Как же мне хотелось бы внести ясность, касаясь этой щекотливой темы ученичества! Рольмантическая часть света, далекая от суровых реалий студийной жизни, любит рисовать умильную картину одаренной молодежи, которая молчаливо растрачивает свой гений, спасая положение ради заурядных выступлений работодателя среднего возраста. Но этот поэтический взгляд скорее соответствует идеалам синематографа, нежели фактам. На недавней выставке странных творений незрелого молодого скульптора Х (такие выставки порой добавляют веселья Нью-Йорку) я слышал, как страстная почитательница некоего нечто, именуемого ею «новым духом экспрессионизма», клеймила жадность и тщеславие скульптора среднего возраста Y, который подло использует яркие непризнанные крылья X, чтобы придать огонь и движение банальным изобретениям Y. О, если бы эта дама знала правду об X и Y! Но время работы выставки подходило к концу, и я не стал пытаться рассказать ей правду; это показалось бы довольно серым и банальным по сравнению с ее собственной гламурной киноматографической трактовкой жизни в студии.

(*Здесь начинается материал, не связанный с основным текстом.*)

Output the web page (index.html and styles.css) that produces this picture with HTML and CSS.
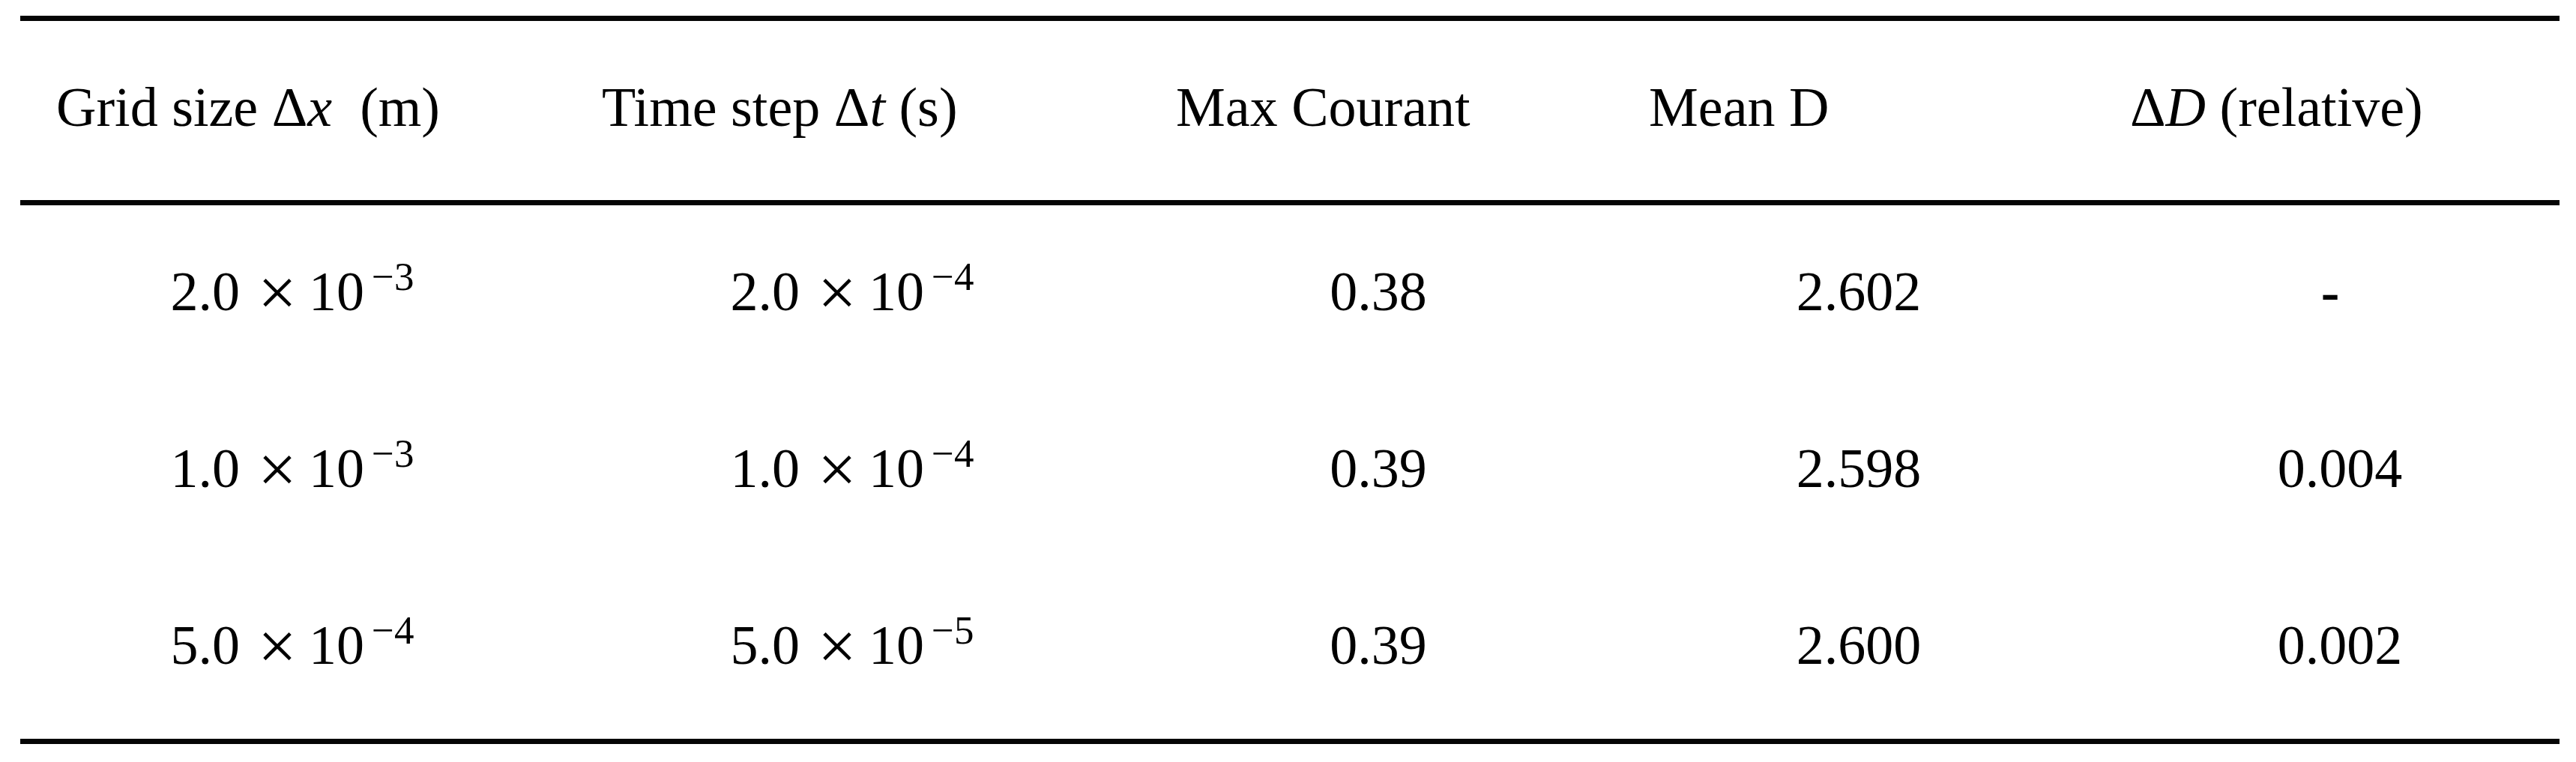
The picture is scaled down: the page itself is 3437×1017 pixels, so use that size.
FILE: index.html
```html
<!DOCTYPE html>
<html lang="en">
<head>
<meta charset="utf-8">
<title>Grid convergence table</title>
<link rel="stylesheet" href="styles.css">
</head>
<body>
<div class="tbl">
  <div class="row head">
    <div class="h">Grid size <span class="m">Δ<i>x</i></span>&nbsp; (m)</div>
    <div class="h h2">Time step <span class="m">Δ<i>t</i></span> (s)</div>
    <div class="h">Max Courant</div>
    <div class="h h4">Mean D</div>
    <div class="h h5"><span class="m">Δ<i>D</i></span> (relative)</div>
  </div>
  <div class="body">
    <div class="row">
      <div class="v"><span class="num">2.0<span class="op">×</span>10<span class="sup">−3</span></span></div>
      <div class="v"><span class="num">2.0<span class="op">×</span>10<span class="sup">−4</span></span></div>
      <div class="v">0.38</div>
      <div class="v">2.602</div>
      <div class="v nil">-</div>
    </div>
    <div class="row">
      <div class="v"><span class="num">1.0<span class="op">×</span>10<span class="sup">−3</span></span></div>
      <div class="v"><span class="num">1.0<span class="op">×</span>10<span class="sup">−4</span></span></div>
      <div class="v">0.39</div>
      <div class="v">2.598</div>
      <div class="v last">0.004</div>
    </div>
    <div class="row">
      <div class="v"><span class="num">5.0<span class="op">×</span>10<span class="sup">−4</span></span></div>
      <div class="v"><span class="num">5.0<span class="op">×</span>10<span class="sup">−5</span></span></div>
      <div class="v">0.39</div>
      <div class="v">2.600</div>
      <div class="v last">0.002</div>
    </div>
  </div>
</div>
</body>
</html>
```

FILE: styles.css
```css
html, body {
  margin: 0;
  padding: 0;
  background: #ffffff;
}

body {
  font-family: "Liberation Serif", "Times New Roman", serif;
  font-size: 74px;
  color: #000000;
}

.tbl {
  width: 3388px;
  margin: 21px 0 0 27px;
  border-top: 7px solid #050505;
  border-bottom: 7px solid #050505;
}

.row {
  display: grid;
  grid-template-columns: 726px 768px 636px 646px 612px;
  height: 74px;
  line-height: 74px;
  white-space: nowrap;
}

.head {
  padding: 78px 0 87px;
  border-bottom: 7px solid #050505;
}

.h {
  padding-left: 48px;
}

.h2 {
  padding-left: 50px;
}

.h4 {
  padding-left: 43px;
}

.h5 {
  padding-left: 39px;
}

.m i {
  font-style: italic;
}

.body {
  display: flex;
  flex-direction: column;
  gap: 162px;
  padding: 78px 0 88px;
}

.v {
  text-align: center;
}

.v.last {
  padding-left: 26px;
}

.v.nil {
  font-weight: bold;
}

.op {
  font-size: 92px;
  line-height: 0;
  vertical-align: -7px;
  margin: 0 16px 0 24px;
}

.sup {
  font-size: 53px;
  line-height: 0;
  vertical-align: 27px;
  margin-left: 10px;
}
```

Все ее мысли сводились к героизму и угнетению, а вовсе не к труду и заработку. И все же я мог бы сообщить ей хотя бы один полезный факт: почти без исключения сегодняшние преуспевающие скульпторы оглядываются с благодарностью на многочисленные хлопоты своего молодого ученичества; порой они даже испытывают тайное изумление по поводу того, как их прежние учителя выносили их так долго.